Le Cantique Spirituel

En 1578, après son évasion de la prison de Tolède, il peut coucher sur papier les cantiques du Cantique Spirituel de l’Âme et de Jésus-Christ son Époux, qu’il a écrits dans sa tête. Jusqu’en 1585, il en rajoutera 9 autres pour un total de 40, qu’il commentera à la demande des moniales à qui il les lit.  Il adressera ce commentaire à la Mère Anne de Jésus, Prieure des Carmélites Déchaussées du Monastère St Joseph de Grenade, 1584, et le présentera comme « une explication des strophes qui traitent de l’amour entre l’âme et le Christ son époux : On y expose et on y explique quelques points et quelques effets de l’oraison. »
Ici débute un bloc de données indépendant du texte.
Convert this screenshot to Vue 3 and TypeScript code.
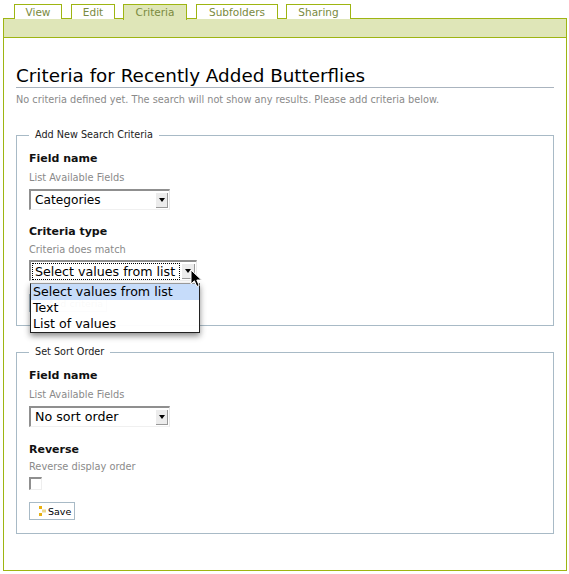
<script setup lang="ts">
const tabs = [
  { label: 'View', width: 48, gap: 9 },
  { label: 'Edit', width: 44, gap: 8 },
  { label: 'Criteria', width: 64, gap: 9, active: true },
  { label: 'Subfolders', width: 82, gap: 8 },
  { label: 'Sharing', width: 65, gap: 0 },
]
const options = ['Select values from list', 'Text', 'List of values']
</script>

<template>
  <div class="page">
    <nav class="tabs">
      <a
        v-for="t in tabs"
        :key="t.label"
        class="tab"
        :class="{ active: t.active }"
        :style="{ width: t.width + 'px', marginRight: t.gap + 'px' }"
      >{{ t.label }}</a>
    </nav>
    <main class="panel">
      <div class="bar"></div>
      <div class="content">
        <h1>Criteria for Recently Added Butterflies</h1>
        <p class="desc">No criteria defined yet. The search will not show any results. Please add criteria below.</p>

        <fieldset class="first">
          <legend>Add New Search Criteria</legend>
          <div class="field">
            <label>Field name</label>
            <div class="help">List Available Fields</div>
            <div class="select">
              <span class="value cat">Categories</span>
              <span class="arrow"><i></i></span>
            </div>
          </div>
          <div class="field type">
            <label>Criteria type</label>
            <div class="help">Criteria does match</div>
            <div class="select focus">
              <span class="value">Select values from list</span>
              <span class="arrow"><i></i></span>
            </div>
            <ul class="menu">
              <li v-for="(o, i) in options" :key="o" :class="{ sel: i === 0 }">{{ o }}</li>
            </ul>
            <svg class="cursor" width="14" height="20" viewBox="0 0 14 20">
              <path d="M1 1 L1 15 L4.4 11.8 L6.8 17.5 L9.2 16.5 L6.8 11 L11.5 11 Z" fill="#000" stroke="#fff" stroke-width="1" />
            </svg>
          </div>
          <button class="btn ghost" type="button">Add criteria</button>
        </fieldset>

        <fieldset class="second">
          <legend>Set Sort Order</legend>
          <div class="field">
            <label>Field name</label>
            <div class="help">List Available Fields</div>
            <div class="select">
              <span class="value">No sort order</span>
              <span class="arrow"><i></i></span>
            </div>
          </div>
          <div class="field rev">
            <label>Reverse</label>
            <div class="help">Reverse display order</div>
            <span class="check"></span>
          </div>
          <button class="btn save" type="button">
            <svg width="7" height="10" viewBox="0 0 7 10">
              <rect x="0" y="0" width="3" height="3" fill="#e8b010" />
              <rect x="0" y="7" width="3" height="3" fill="#e8b010" />
              <rect x="3" y="3.5" width="4" height="3" fill="#ecd88c" />
            </svg>
            <span>Save</span>
          </button>
        </fieldset>
      </div>
    </main>
  </div>
</template>

<style>
html, body { margin: 0; background: #fff; }
</style>

<style scoped>
.page {
  width: 569px;
  height: 574px;
  padding: 4px 2px 0 3px;
  box-sizing: border-box;
  font-family: "DejaVu Sans", sans-serif;
  color: #000;
  overflow: hidden;
}
.tabs {
  display: flex;
  height: 14px;
  padding-left: 11px;
  position: relative;
  z-index: 1;
}
.tab {
  box-sizing: border-box;
  height: 15px;
  border: 1px solid #9eb512;
  border-bottom: 0;
  background: #fff;
  color: #7a8a40;
  font-size: 10.5px;
  line-height: 15px;
  text-align: center;
}
.tab.active {
  background: #dfe6b8;
  height: 16px;
}
.panel {
  box-sizing: border-box;
  height: 553px;
  border: 1px solid #9eb512;
}
.bar {
  height: 18px;
  background: #dfe6b8;
  border-bottom: 1px solid #9eb512;
}
.content {
  padding: 28px 12px 0 12px;
}
h1 {
  margin: 0;
  font-size: 18.35px;
  font-weight: 400;
  line-height: 19px;
  height: 21px;
  border-bottom: 1px solid #aab4bf;
  color: #000;
}
.desc {
  margin: 6px 0 0;
  font-size: 9.74px;
  line-height: 12px;
  color: #8a8a8a;
  white-space: nowrap;
}
fieldset {
  margin: 0;
  padding: 0 12px;
  border: 1px solid #a8bac6;
  box-sizing: border-box;
  min-width: 0;
  position: relative;
}
fieldset.first {
  margin-top: 22px;
  height: 198px;
  padding-top: 9px;
}
fieldset.second {
  margin-top: 19px;
  height: 189px;
  padding-top: 9px;
}
legend {
  margin-left: 0;
  padding: 0 6px;
  font-size: 9.67px;
  line-height: 14px;
  color: #222;
}
.field label {
  display: block;
  font-size: 11px;
  font-weight: 700;
  line-height: 15px;
  color: #111;
}
.help {
  margin-top: 6px;
  font-size: 9.8px;
  line-height: 12px;
  color: #8a8a8a;
}
.select {
  margin-top: 5px;
  width: 141px;
  height: 21px;
  box-sizing: border-box;
  display: flex;
  align-items: center;
  justify-content: space-between;
  border-top: 2px solid #8f8f8f;
  border-left: 2px solid #8f8f8f;
  border-right: 1px solid #e8e8e8;
  border-bottom: 1px solid #f0f0f0;
  background: #fff;
  font-size: 12.65px;
  padding-left: 4px;
  padding-right: 1px;
}
.select .value {
  line-height: 16px;
  color: #000;
}
.select .value.cat {
  font-size: 12.2px;
}
.arrow {
  width: 11px;
  height: 14px;
  background: #ececec;
  border-right: 1px solid #999;
  border-bottom: 1px solid #999;
  display: flex;
  align-items: center;
  justify-content: center;
}
.arrow i {
  width: 0;
  height: 0;
  border-left: 3.5px solid transparent;
  border-right: 3.5px solid transparent;
  border-top: 4px solid #000;
}
.type {
  margin-top: 14px;
  position: relative;
}
.type .help {
  margin-top: 5px;
}
.select.focus {
  margin-top: 4px;
  width: 168px;
  padding-left: 1px;
}
.select.focus .value {
  border: 1px dotted #000;
  padding: 0 2px;
  line-height: 15px;
  white-space: nowrap;
  flex: 1;
}
.select.focus .arrow {
  margin-left: 2px;
  width: 12px;
}
.menu {
  position: absolute;
  left: 1px;
  top: 59px;
  z-index: 3;
  width: 170px;
  height: 50px;
  margin: 0;
  padding: 0;
  box-sizing: border-box;
  list-style: none;
  background: rgba(255, 255, 255, 0.96);
  border: 1px solid #222;
  border-top: 1px solid #999;
  box-shadow: 0 3px 6px rgba(0, 0, 0, 0.45);
  font-size: 12.6px;
}
.menu li {
  height: 16px;
  line-height: 16px;
  padding-left: 2px;
  white-space: nowrap;
}
.menu li.sel {
  background: #c6dcfa;
}
.cursor {
  position: absolute;
  left: 161px;
  top: 45px;
  z-index: 4;
}
.btn {
  display: flex;
  align-items: center;
  box-sizing: border-box;
  margin: 0;
  background: #fff;
  border: 1px solid #a8bac6;
  font-family: inherit;
  font-size: 9.5px;
  color: #000;
  padding: 0;
}
.ghost {
  margin-top: 13px;
  width: 78px;
  height: 18px;
  padding-left: 18px;
  color: #777;
}
.rev {
  margin-top: 15px;
}
.rev .help {
  margin-top: 4px;
}
.check {
  display: block;
  margin-top: 4px;
  width: 13px;
  height: 13px;
  box-sizing: border-box;
  border-top: 2px solid #8f8f8f;
  border-left: 2px solid #8f8f8f;
  border-right: 1px solid #eee;
  border-bottom: 1px solid #eee;
}
.save {
  margin-top: 12px;
  width: 46px;
  height: 18px;
  padding-left: 9px;
  gap: 2px;
}
</style>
Il y a deux versions de ce cantique, aucune n’étant de la main de St Jean. Le manuscrit de Sanlúcar dit version A dont seules les annotations sont de sa main et la version B, manuscrit de Jaen, qui est une version remaniée de la A avec une réorganisation des strophes.

Jean revient dans l‘exposition du cantique sur le thème déjà systématisé par Thérèse de l’union nuptiale en reprenant la distinction faite par Thérèse entre les fiançailles et le mariage qui est union indissoluble de l’épouse et de l’époux.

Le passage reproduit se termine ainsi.